WORK INSTRUCTIONS: Seek out every line containing the word "index", and copy each.

DATA SEGMENT:

____

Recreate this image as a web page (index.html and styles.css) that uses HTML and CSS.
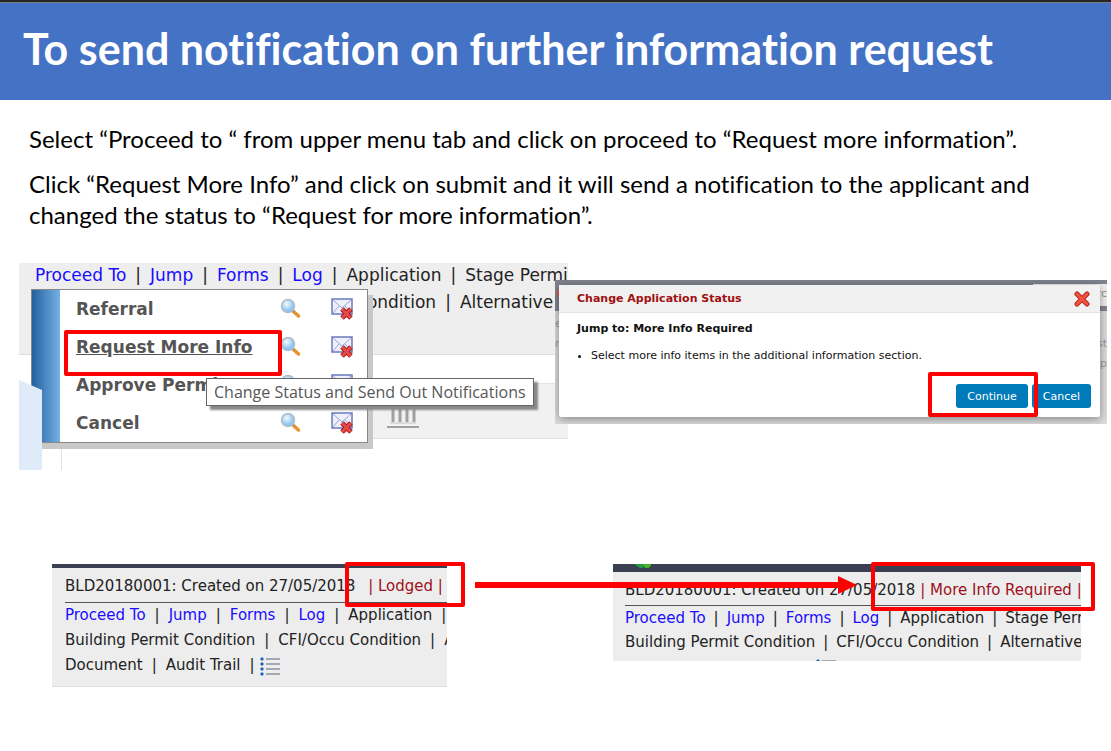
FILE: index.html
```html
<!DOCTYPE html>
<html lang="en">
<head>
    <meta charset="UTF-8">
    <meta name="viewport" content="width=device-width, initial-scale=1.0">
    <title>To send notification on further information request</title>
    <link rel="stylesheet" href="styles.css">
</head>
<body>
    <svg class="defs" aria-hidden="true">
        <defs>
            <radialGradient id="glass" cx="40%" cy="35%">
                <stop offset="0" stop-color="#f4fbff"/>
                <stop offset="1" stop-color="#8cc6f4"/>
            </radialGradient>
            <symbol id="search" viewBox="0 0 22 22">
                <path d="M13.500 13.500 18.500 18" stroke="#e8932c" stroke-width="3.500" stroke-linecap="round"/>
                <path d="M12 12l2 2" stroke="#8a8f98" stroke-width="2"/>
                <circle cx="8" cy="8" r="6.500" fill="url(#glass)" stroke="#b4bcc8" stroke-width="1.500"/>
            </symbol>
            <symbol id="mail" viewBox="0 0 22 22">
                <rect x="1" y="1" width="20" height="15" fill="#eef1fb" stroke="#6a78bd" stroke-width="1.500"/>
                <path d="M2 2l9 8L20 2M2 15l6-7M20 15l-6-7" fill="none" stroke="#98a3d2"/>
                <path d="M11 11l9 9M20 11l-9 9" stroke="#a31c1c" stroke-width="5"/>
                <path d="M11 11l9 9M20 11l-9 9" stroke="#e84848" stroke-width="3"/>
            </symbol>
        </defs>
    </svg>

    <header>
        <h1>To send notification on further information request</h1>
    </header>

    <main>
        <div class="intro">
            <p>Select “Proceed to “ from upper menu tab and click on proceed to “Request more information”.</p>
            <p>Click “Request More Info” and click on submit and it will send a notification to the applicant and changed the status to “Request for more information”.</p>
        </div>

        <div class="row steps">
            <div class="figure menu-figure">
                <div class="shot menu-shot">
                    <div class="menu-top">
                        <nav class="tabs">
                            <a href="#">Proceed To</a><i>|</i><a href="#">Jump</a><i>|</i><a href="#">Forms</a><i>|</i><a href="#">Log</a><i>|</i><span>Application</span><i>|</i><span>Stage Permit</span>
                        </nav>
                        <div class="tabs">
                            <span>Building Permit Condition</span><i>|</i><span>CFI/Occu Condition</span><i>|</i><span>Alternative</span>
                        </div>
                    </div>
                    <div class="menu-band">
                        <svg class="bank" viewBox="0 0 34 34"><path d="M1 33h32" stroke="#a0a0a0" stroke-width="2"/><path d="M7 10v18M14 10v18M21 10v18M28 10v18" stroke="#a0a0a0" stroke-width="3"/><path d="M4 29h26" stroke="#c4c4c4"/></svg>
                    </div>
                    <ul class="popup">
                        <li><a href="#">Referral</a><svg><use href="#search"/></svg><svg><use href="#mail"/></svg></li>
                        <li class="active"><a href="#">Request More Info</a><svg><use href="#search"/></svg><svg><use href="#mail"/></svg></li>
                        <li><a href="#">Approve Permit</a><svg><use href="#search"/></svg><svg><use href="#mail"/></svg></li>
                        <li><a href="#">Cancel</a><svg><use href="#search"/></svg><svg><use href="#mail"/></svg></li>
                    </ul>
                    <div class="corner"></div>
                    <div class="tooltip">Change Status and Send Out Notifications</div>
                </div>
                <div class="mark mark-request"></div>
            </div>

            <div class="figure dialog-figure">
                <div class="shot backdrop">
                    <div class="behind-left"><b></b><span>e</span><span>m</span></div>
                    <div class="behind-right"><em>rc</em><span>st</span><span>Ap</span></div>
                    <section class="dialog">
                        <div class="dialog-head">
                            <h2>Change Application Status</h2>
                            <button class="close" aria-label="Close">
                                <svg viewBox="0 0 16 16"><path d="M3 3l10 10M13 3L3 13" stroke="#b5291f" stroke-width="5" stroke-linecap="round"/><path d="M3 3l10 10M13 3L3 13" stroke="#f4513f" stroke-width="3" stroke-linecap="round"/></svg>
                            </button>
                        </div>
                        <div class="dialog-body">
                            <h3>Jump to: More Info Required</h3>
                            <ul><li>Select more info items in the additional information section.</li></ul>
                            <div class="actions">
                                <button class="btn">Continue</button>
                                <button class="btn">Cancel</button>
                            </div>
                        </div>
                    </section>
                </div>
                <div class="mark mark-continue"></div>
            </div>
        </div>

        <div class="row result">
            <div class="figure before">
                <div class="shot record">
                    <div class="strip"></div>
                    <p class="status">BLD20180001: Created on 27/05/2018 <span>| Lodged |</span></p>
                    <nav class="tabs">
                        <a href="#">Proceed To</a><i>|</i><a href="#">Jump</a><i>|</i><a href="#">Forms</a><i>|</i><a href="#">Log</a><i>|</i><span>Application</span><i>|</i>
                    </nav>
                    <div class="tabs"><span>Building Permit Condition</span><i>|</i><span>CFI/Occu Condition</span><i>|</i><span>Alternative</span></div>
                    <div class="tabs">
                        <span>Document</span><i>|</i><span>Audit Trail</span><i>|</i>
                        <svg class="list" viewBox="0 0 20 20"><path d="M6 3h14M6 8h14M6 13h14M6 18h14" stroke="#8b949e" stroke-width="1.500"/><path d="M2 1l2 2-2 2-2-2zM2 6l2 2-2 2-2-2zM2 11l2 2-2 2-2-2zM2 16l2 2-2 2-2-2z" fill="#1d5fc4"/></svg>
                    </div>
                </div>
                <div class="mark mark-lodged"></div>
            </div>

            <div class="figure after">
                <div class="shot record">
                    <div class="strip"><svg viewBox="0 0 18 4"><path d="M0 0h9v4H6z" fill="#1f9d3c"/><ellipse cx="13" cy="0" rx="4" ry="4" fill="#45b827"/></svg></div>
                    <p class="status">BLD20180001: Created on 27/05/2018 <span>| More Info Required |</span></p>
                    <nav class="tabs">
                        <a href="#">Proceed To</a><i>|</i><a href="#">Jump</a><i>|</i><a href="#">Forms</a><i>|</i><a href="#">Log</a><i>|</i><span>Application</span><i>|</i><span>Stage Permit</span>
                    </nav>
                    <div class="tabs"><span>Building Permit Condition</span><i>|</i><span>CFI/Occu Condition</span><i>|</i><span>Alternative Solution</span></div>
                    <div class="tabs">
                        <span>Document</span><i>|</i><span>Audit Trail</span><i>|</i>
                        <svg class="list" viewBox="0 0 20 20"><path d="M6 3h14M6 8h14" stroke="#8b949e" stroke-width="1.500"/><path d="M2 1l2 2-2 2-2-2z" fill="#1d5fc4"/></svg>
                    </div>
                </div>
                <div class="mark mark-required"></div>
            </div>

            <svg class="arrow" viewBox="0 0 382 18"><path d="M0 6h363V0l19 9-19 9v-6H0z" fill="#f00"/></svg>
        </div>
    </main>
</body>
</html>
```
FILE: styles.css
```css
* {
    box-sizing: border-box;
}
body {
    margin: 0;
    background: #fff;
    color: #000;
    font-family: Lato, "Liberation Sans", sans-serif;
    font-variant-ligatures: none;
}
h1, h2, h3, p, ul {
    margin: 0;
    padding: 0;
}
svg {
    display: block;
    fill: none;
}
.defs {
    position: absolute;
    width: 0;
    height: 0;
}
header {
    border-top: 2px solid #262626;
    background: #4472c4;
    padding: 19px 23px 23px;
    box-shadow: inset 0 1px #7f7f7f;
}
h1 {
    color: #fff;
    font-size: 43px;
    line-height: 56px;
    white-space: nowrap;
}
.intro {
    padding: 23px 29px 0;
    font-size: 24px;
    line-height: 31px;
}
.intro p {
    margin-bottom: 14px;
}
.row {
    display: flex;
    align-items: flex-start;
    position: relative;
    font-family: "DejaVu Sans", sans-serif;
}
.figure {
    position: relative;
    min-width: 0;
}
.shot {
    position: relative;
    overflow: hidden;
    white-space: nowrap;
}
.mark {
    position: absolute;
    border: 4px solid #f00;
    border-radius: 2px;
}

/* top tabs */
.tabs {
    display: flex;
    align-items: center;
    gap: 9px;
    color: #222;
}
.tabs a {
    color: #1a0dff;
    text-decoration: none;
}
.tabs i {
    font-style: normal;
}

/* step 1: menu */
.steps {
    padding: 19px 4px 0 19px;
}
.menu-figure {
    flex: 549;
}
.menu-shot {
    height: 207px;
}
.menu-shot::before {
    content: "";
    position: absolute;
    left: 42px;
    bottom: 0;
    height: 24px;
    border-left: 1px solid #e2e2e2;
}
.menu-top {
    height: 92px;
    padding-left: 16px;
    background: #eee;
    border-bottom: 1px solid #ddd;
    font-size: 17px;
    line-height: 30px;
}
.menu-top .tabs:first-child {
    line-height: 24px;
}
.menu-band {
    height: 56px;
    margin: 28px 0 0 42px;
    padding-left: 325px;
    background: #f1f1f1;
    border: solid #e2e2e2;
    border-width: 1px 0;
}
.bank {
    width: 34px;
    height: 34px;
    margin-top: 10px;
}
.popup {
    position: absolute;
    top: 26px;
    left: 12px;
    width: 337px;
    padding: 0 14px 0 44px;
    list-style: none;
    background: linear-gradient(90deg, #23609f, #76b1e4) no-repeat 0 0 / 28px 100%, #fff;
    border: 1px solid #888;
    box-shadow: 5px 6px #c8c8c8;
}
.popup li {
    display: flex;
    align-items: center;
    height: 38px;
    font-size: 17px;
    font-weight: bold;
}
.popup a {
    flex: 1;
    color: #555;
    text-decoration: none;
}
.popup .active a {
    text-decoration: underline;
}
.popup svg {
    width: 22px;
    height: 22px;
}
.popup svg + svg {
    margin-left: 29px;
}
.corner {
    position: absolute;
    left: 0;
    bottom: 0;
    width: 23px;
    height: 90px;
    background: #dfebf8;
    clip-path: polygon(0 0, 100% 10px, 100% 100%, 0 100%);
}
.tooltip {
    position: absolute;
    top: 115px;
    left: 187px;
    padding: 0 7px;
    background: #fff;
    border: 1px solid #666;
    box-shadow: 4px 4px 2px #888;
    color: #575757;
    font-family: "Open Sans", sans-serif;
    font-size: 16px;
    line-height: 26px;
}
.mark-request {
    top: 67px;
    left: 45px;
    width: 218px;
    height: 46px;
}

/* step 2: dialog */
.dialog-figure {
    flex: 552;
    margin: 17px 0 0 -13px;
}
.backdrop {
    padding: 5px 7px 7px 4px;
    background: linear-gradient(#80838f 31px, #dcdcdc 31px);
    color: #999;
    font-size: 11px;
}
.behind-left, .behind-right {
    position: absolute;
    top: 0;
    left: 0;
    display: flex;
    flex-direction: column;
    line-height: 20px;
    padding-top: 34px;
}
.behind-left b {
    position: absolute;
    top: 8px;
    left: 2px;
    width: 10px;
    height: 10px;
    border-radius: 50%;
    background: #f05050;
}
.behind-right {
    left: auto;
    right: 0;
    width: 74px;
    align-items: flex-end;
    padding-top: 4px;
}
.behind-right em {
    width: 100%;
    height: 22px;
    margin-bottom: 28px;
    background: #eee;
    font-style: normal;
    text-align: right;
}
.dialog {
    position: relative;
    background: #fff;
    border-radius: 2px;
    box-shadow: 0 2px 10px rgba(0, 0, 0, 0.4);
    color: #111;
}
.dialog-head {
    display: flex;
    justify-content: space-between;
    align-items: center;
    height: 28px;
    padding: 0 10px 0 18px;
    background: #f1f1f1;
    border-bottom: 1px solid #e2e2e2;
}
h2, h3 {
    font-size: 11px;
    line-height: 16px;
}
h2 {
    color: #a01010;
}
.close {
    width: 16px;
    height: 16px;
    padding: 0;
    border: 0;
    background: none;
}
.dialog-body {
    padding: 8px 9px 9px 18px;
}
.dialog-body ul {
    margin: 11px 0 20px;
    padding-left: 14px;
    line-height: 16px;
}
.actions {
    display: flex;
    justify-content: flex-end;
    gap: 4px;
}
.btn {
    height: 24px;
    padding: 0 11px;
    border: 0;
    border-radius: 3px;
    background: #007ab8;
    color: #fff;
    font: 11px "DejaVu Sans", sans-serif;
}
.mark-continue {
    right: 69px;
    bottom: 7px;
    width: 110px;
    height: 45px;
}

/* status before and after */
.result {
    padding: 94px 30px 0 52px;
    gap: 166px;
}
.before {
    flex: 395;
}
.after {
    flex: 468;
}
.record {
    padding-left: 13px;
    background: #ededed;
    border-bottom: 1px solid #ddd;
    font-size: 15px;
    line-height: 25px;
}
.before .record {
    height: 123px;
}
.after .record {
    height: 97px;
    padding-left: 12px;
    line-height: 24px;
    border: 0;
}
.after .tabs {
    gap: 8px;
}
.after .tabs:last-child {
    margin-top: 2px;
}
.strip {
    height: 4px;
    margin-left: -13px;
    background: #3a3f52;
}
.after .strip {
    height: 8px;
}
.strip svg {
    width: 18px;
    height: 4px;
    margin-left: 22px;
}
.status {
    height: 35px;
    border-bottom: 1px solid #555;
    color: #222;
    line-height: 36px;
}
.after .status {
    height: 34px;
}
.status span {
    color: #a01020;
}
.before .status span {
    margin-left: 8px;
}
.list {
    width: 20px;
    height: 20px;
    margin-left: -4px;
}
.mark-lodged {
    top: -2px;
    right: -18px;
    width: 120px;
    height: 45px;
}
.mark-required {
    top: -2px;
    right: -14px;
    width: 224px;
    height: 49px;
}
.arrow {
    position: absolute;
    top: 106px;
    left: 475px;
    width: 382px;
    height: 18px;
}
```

____

SOLUTION TO THIS PROBLEM:
Recreate this image as a web page (index.html and styles.css) that uses HTML and CSS.
FILE: index.html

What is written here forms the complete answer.